Re: pyspark cassandra examples

Posted by Kan Zhang <kz...@apache.org>.
>  java.lang.IncompatibleClassChangeError: Found interface
org.apache.hadoop.mapreduce.JobContext, but class was expected

Most likely it is the Hadoop 1 vs Hadoop 2 issue. The example was given for
Hadoop 1 (default Hadoop version for Spark). You may try to set the output
format class in conf for Hadoop 2, or recompile your Spark with Hadoop 1.

On Tue, Sep 30, 2014 at 11:37 AM, David Vincelli <
david.vincelli@vantageanalytics.com> wrote:

> I've been trying to get the cassandra_inputformat.py and
> cassandra_outputformat.py examples running for the past half day. I am
> running cassandra21 community from datastax on a single node (in my dev
> environment) with spark-1.1.0-bin-hadoop2.4.
>
> I can connect and use cassandra via cqlsh and I can run the pyspark
> computation of pi job.
>
> Unfortunately, I cannot run the cassandra_inputformat and
> cassandra_outputformat examples succesfully.
>
> This is the output I am getting now:
>
> 14/09/30 18:15:41 INFO AkkaUtils: Connecting to HeartbeatReceiver:
> akka.tcp://sparkDriver@dev:40208/user/HeartbeatReceiver
> 14/09/30 18:15:42 INFO deprecation: mapreduce.outputformat.class is
> deprecated.

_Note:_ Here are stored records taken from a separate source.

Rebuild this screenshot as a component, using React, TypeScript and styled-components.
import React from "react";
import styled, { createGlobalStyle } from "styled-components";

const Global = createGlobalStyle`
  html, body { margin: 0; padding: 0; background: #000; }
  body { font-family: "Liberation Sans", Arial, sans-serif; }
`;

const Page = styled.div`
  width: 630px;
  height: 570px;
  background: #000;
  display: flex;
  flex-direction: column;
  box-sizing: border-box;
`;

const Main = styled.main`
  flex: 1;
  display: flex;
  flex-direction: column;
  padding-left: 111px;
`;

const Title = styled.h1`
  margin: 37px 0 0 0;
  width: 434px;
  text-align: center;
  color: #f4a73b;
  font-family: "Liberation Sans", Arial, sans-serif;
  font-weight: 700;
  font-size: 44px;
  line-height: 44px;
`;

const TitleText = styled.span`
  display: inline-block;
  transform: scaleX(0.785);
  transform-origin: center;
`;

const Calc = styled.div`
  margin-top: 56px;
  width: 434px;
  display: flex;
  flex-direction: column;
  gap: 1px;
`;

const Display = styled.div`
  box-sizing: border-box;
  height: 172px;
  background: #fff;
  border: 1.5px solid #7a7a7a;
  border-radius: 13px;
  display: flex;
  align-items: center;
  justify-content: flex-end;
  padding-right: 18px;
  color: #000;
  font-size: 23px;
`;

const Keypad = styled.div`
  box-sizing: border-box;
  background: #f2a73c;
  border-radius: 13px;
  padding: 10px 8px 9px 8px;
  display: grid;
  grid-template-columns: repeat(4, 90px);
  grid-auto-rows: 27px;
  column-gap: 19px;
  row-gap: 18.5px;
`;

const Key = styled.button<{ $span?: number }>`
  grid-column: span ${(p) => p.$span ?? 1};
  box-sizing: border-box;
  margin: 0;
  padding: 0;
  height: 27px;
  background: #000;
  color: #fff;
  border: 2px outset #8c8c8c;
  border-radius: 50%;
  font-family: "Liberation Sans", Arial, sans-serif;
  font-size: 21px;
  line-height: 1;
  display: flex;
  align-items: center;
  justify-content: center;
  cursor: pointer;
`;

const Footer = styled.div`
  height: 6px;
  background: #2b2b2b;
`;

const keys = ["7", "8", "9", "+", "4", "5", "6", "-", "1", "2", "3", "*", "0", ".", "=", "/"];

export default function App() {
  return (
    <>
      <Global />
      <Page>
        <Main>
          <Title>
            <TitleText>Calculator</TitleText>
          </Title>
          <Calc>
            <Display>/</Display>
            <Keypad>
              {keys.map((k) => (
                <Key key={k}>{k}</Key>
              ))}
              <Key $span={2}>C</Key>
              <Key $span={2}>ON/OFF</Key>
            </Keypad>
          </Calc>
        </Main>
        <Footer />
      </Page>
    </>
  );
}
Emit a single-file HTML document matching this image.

Instead, use mapreduce.job.outputformat.class
> 14/09/30 18:15:43 INFO Converter: Loaded converter:
> org.apache.spark.examples.pythonconverters.ToCassandraCQLKeyConverter
> 14/09/30 18:15:43 INFO Converter: Loaded converter:
> org.apache.spark.examples.pythonconverters.ToCassandraCQLValueConverter
> Traceback (most recent call last):
>   File
> "/opt/spark-1.1.0-bin-hadoop2.4/examples/src/main/python/cassandra_outputformat.py",
> line 83, in <module>
>
> valueConverter="org.apache.spark.examples.pythonconverters.ToCassandraCQLValueConverter")
>   File "/opt/spark-1.1.0-bin-hadoop2.4/python/pyspark/rdd.py", line 1184,
> in saveAsNewAPIHadoopDataset
>     keyConverter, valueConverter, True)
>   File
> "/opt/spark-1.1.0-bin-hadoop2.4/python/lib/py4j-0.8.2.1-src.zip/py4j/java_gateway.py",
> line 538, in __call__
>   File
> "/opt/spark-1.1.0-bin-hadoop2.4/python/lib/py4j-0.8.2.1-src.zip/py4j/protocol.py",
> line 300, in get_return_value
> py4j.protocol.Py4JJavaError: An error occurred while calling
> z:org.apache.spark.api.python.PythonRDD.saveAsHadoopDataset.
> : java.lang.IncompatibleClassChangeError: Found interface
> org.apache.hadoop.mapreduce.JobContext, but class was expected
> at
> org.apache.cassandra.hadoop.AbstractColumnFamilyOutputFormat.checkOutputSpecs(AbstractColumnFamilyOutputFormat.java:75)
> at
> org.apache.spark.rdd.PairRDDFunctions.saveAsNewAPIHadoopDataset(PairRDDFunctions.scala:900)
> at
> org.apache.spark.api.python.PythonRDD$.saveAsHadoopDataset(PythonRDD.scala:687)
> at
> org.apache.spark.api.python.PythonRDD.saveAsHadoopDataset(PythonRDD.scala)
> at sun.reflect.NativeMethodAccessorImpl.invoke0(Native Method)
> at
> sun.reflect.NativeMethodAccessorImpl.invoke(NativeMethodAccessorImpl.java:57)
> at
> sun.reflect.DelegatingMethodAccessorImpl.invoke(DelegatingMethodAccessorImpl.java:43)
> at java.lang.reflect.Method.invoke(Method.java:606)
> at py4j.reflection.MethodInvoker.invoke(MethodInvoker.java:231)
> at py4j.reflection.ReflectionEngine.invoke(ReflectionEngine.java:379)
> at py4j.Gateway.invoke(Gateway.java:259)
> at py4j.commands.AbstractCommand.invokeMethod(AbstractCommand.java:133)
> at py4j.commands.CallCommand.execute(CallCommand.java:79)
> at py4j.GatewayConnection.run(GatewayConnection.java:207)
> at java.lang.Thread.run(Thread.java:745)
>
> Should I have built a custom spark assembly? Am I missing a cassandra
> driver? I have browsed through the documentation and found nothing
> specifically relevant to cassandra, is there such a piece of documentation?
>
> Thank you,
>
> - David
>